Un examen attentif mené par la FAO de ce que nous savons à propos des pertes alimentaires rappelle qu’il n’existe pas de solution unique pour tous. Par exemple, le manioc, une denrée de base dans de nombreux pays tropicaux, à tendance à périr plus vite que les pommes de terre dans les régions tempérées.

Il serait plus avisé de travailler sur des interventions publiques visant à réduire les pertes et le gaspillage alimentaires afin d’élargir les objectifs et en particulier les objectifs liés aux ressources naturelles et au changement climatique. L’agriculture a une empreinte importante au niveau de l’eau et de l’utilisation des terres à travers le monde mais aussi au niveau des émissions de gaz à effet de serre, donc tout ce que nous produisons mais ne mangeons pas, a un impact négatif sur nos besoins alimentaires.

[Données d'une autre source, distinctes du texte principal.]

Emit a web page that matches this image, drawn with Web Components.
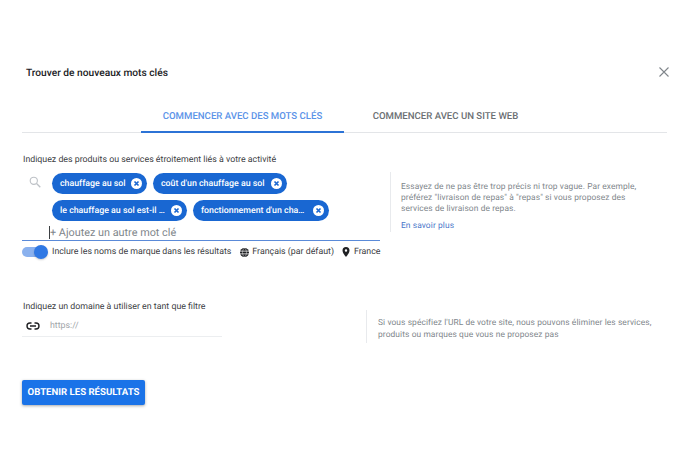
<!DOCTYPE html>
<html lang="fr">
<head>
<meta charset="utf-8">
<title>Trouver de nouveaux mots clés</title>
<style>
  html, body { margin: 0; background: #fff; }
  body {
    font-family: Roboto, "Liberation Sans", sans-serif;
    color: #3c4043;
    text-rendering: geometricPrecision;
  }
  .dots { letter-spacing: -.6px; }
</style>
</head>
<body>
<keyword-dialog></keyword-dialog>
<script>
class KeywordChip extends HTMLElement {
  constructor() {
    super()
    this.attachShadow({ mode: 'open' }).innerHTML = `
      <style>
        :host {
          align-items: center;
          background: #1967d2;
          border-radius: 11px;
          box-sizing: border-box;
          color: #fff;
          display: inline-flex;
          font-size: 8.8px;
          font-weight: 500;
          height: 21px;
          justify-content: space-between;
          padding: 0 5px 0 8px;
          white-space: nowrap;
        }
        svg { display: block; flex: none; margin-left: 4px; }
        .dots { letter-spacing: -.6px; }
      </style>
      <span><slot></slot><span class="dots"><slot name="dots"></slot></span></span>
      <svg width="11" height="11" viewBox="0 0 12 12">
        <circle cx="6" cy="6" r="6" fill="#fff"/>
        <path d="M3.8 3.8l4.4 4.4M8.2 3.8l-4.4 4.4" stroke="#1967d2" stroke-width="1.8" fill="none"/>
      </svg>
    `
  }
}
customElements.define('keyword-chip', KeywordChip)

class HintPanel extends HTMLElement {
  constructor() {
    super()
    this.attachShadow({ mode: 'open' }).innerHTML = `
      <style>
        :host {
          border-left: 1px solid #e8eaed;
          box-sizing: border-box;
          color: #80868b;
          display: block;
          font-size: 8.4px;
          letter-spacing: .1px;
          line-height: 11px;
          padding-left: 10px;
        }
        ::slotted(a) {
          color: #4a76c9;
          display: block;
          margin-top: 6px;
          text-decoration: none;
        }
      </style>
      <slot></slot>
    `
  }
}
customElements.define('hint-panel', HintPanel)

class BrandToggle extends HTMLElement {
  constructor() {
    super()
    this.attachShadow({ mode: 'open' }).innerHTML = `
      <style>
        :host { display: block; flex: none; height: 14px; position: relative; width: 26px; }
        .track {
          background: #8ab1ee;
          border-radius: 5px;
          height: 10px;
          margin-top: 2px;
          width: 25px;
        }
        .thumb {
          background: #2f78e4;
          border-radius: 50%;
          box-shadow: 0 1px 2px rgba(0,0,0,.2);
          height: 14px;
          position: absolute;
          right: 0;
          top: 0;
          width: 14px;
        }
      </style>
      <div class="track"></div>
      <div class="thumb"></div>
    `
  }
}
customElements.define('brand-toggle', BrandToggle)

class KeywordTabs extends HTMLElement {
  constructor() {
    super()
    this.attachShadow({ mode: 'open' }).innerHTML = `
      <style>
        :host {
          border-bottom: 1px solid #e3e5e8;
          display: flex;
          font-size: 9.6px;
          font-weight: 500;
          height: 33px;
          padding-left: 119px;
        }
        div { box-sizing: border-box; height: 34px; line-height: 35px; text-align: center; white-space: nowrap; }
        .active { border-bottom: 2px solid #2c73d6; color: #5b93e8; width: 203px; }
        .idle { color: #6b6f73; width: 203px; }
      </style>
      <div class="active">COMMENCER AVEC DES MOTS CLÉS</div>
      <div class="idle">COMMENCER AVEC UN SITE WEB</div>
    `
  }
}
customElements.define('keyword-tabs', KeywordTabs)

class KeywordDialog extends HTMLElement {
  constructor() {
    super()
    this.attachShadow({ mode: 'open' }).innerHTML = `
      <style>
        :host {
          box-sizing: border-box;
          display: block;
          height: 467px;
          padding: 65px 33px 0 22px;
          width: 700px;
        }
        header {
          align-items: center;
          display: flex;
          height: 14px;
          justify-content: space-between;
          margin-bottom: 20px;
          padding-left: 4px;
        }
        h1 { color: #202124; font-size: 10.2px; font-weight: 500; margin: 2px 0 0; }
        header svg { display: block; margin-right: -3px; }
        .label { color: #3c4043; font-size: 8.8px; line-height: 12px; padding-left: 1px; }
        .first { margin-top: 21px; }
        .keywords { display: flex; margin-top: 1px; }
        .editor { flex: none; width: 358px; }
        .search { align-items: flex-start; display: flex; padding-top: 6px; }
        .search svg { flex: none; margin: 3px 11px 0 7px; }
        .chips { display: flex; flex-wrap: wrap; gap: 6px; width: 300px; }
        .input {
          border-bottom: 1px solid #5a8ad8;
          color: #80868b;
          font-size: 10.85px;
          height: 17px;
          line-height: 19px;
          margin-top: 2px;
          padding-left: 27px;
        }
        .input span { border-left: 1px solid #3c4043; }
        .options {
          align-items: center;
          display: flex;
          font-size: 8.8px;
          height: 14px;
          margin-top: 4px;
          white-space: nowrap;
        }
        .options brand-toggle { margin-right: 4px; }
        .opt { align-items: center; display: flex; margin-left: 9px; }
        .opt svg { margin-right: 3px; }
        .opt.place { margin-left: 8px; }
        .opt.place svg { margin-right: 4px; }
        .keywords hint-panel { height: 60px; margin: 5px 0 0 10px; padding-top: 10px; width: 250px; }
        .second { margin-top: 42px; }
        .domain { display: flex; margin-top: 2px; }
        .url {
          align-items: center;
          border-bottom: 1px solid #eceef0;
          color: #a0a4a8;
          display: flex;
          flex: none;
          font-size: 8.8px;
          height: 21px;
          padding-left: 4px;
          width: 196px;
        }
        .url svg { margin-right: 10px; }
        .domain hint-panel { height: 33px; line-height: 12px; margin: -5px 0 0 144px; padding: 7px 0 0 11px; width: 295px; }
        button {
          background: #1a73e8;
          border: 0;
          border-radius: 2px;
          box-shadow: 0 1px 3px rgba(60,64,67,.45);
          color: #fff;
          display: block;
          font: 700 9.6px Roboto, sans-serif;
          height: 25px;
          margin-top: 37px;
          padding: 0;
          text-rendering: geometricPrecision;
          width: 123px;
        }
      </style>
      <header>
        <h1>Trouver de nouveaux mots clés</h1>
        <svg width="12" height="12" viewBox="0 0 12 12"><path d="M1.5 1.5l9 9M10.5 1.5l-9 9" stroke="#80868b" stroke-width="1.1" fill="none"/></svg>
      </header>
      <keyword-tabs></keyword-tabs>
      <div class="label first">Indiquez des produits ou services étroitement liés à votre activité</div>
      <div class="keywords">
        <div class="editor">
          <div class="search">
            <svg width="12" height="12" viewBox="0 0 12 12"><circle cx="4.8" cy="4.8" r="3.6" stroke="#bdc1c6" stroke-width="1.1" fill="none"/><path d="M7.5 7.5l3.8 3.8" stroke="#bdc1c6" stroke-width="1.3"/></svg>
            <div class="chips">
              <keyword-chip style="width:95px">chauffage au sol</keyword-chip>
              <keyword-chip style="width:134px">coût d'un chauffage au sol</keyword-chip>
              <keyword-chip style="width:135px">le chauffage au sol est-il <span slot="dots">...</span></keyword-chip>
              <keyword-chip style="width:136px">fonctionnement d'un cha<span slot="dots">...</span></keyword-chip>
            </div>
          </div>
          <div class="input"><span>+ Ajoutez un autre mot clé</span></div>
          <div class="options">
            <brand-toggle></brand-toggle>
            <span>Inclure les noms de marque dans les résultats</span>
            <span class="opt"><svg width="9" height="9" viewBox="0 0 10 10"><circle cx="5" cy="5" r="5" fill="#202124"/><path d="M0 3.5h10M0 6.5h10" stroke="#fff" stroke-width=".8"/><ellipse cx="5" cy="5" rx="2.2" ry="4.6" stroke="#fff" stroke-width=".5" fill="none"/></svg>Français (par défaut)</span>
            <span class="opt place"><svg width="8" height="10" viewBox="0 0 8 10"><path fill-rule="evenodd" d="M4 0a3.5 3.5 0 0 0-3.5 3.5C.5 6 4 10 4 10s3.5-4 3.5-6.5A3.5 3.5 0 0 0 4 0zm0 2.3a1.2 1.2 0 1 1 0 2.4 1.2 1.2 0 0 1 0-2.4z" fill="#202124"/></svg>France</span>
          </div>
        </div>
        <hint-panel>Essayez de ne pas être trop précis ni trop vague. Par exemple, préférez "livraison de repas" à "repas" si vous proposez des services de livraison de repas.<a href="#">En savoir plus</a></hint-panel>
      </div>
      <div class="label second">Indiquez un domaine à utiliser en tant que filtre</div>
      <div class="domain">
        <div class="url">
          <svg width="14" height="8" viewBox="0 0 14 8"><path d="M5.5 1H4a3 3 0 0 0 0 6h1.5M8.5 1H10a3 3 0 0 1 0 6H8.5M4 4h6" stroke="#202124" stroke-width="1.4" fill="none"/></svg>
          https://
        </div>
        <hint-panel>Si vous spécifiez l'URL de votre site, nous pouvons éliminer les services, produits ou marques que vous ne proposez pas</hint-panel>
      </div>
      <button>OBTENIR LES RÉSULTATS</button>
    `
  }
}
customElements.define('keyword-dialog', KeywordDialog)
</script>
</body>
</html>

Comme le souligne le rapport SOFA – à l’aide de tendances selon les régions et les types de nourriture – là où la sécurité alimentaire et les ressources naturelles sont abondantes, les interventions précoces dans la chaîne d’approvisionnement alimentaire sont plus efficaces tandis que réduire le gaspillage au niveau du consommateur et de la vente représente la meilleure manière de réduire les émissions de gaz à effet de serre.

Si le nouvel Indicateur de la FAO sur les pertes alimentaires permet clairement de rendre les Etats membres et les acteurs du secteur plus responsables, il a également été conçu pour que les pays puissent avoir une meilleure idée de leur situation respective et identifier les problèmes au sein des chaînes de valeur ainsi que les principales étapes où surgissent les pertes, la où des actions ciblées peuvent permettre de faire des progrès considérables.

Des investissements – en termes d’infrastructures de stockage et de logistiques mais aussi avec une série de motivations cohérentes et de sources de connaissances – seront nécessaires.

Nous espérons que l’indicateur permettra de produire davantage de données. Les estimations actuelles peuvent varier considérablement et couvrent souvent trop peu de cultures alimentaires et de types d’alimentation.

L’objectif de la FAO est d’aider les Etats membres à respecter leur engagement et à améliorer la vie des populations. Il est temps d’agir – de manière viable – vis-à-vis de l’ODD12 et de l’objectif consistant à réduire les pertes alimentaires et à diminuer de moitié le gaspillage alimentaire d’ici 2030. Il y a tant à faire et de nombreux avantages à y gagner.

Par Máximo Torero Cullen

Sous-Directeur général, Département pour le développement économique et social à l’Organisation des Nations Unies pour l’alimentation et l’agriculture (FAO)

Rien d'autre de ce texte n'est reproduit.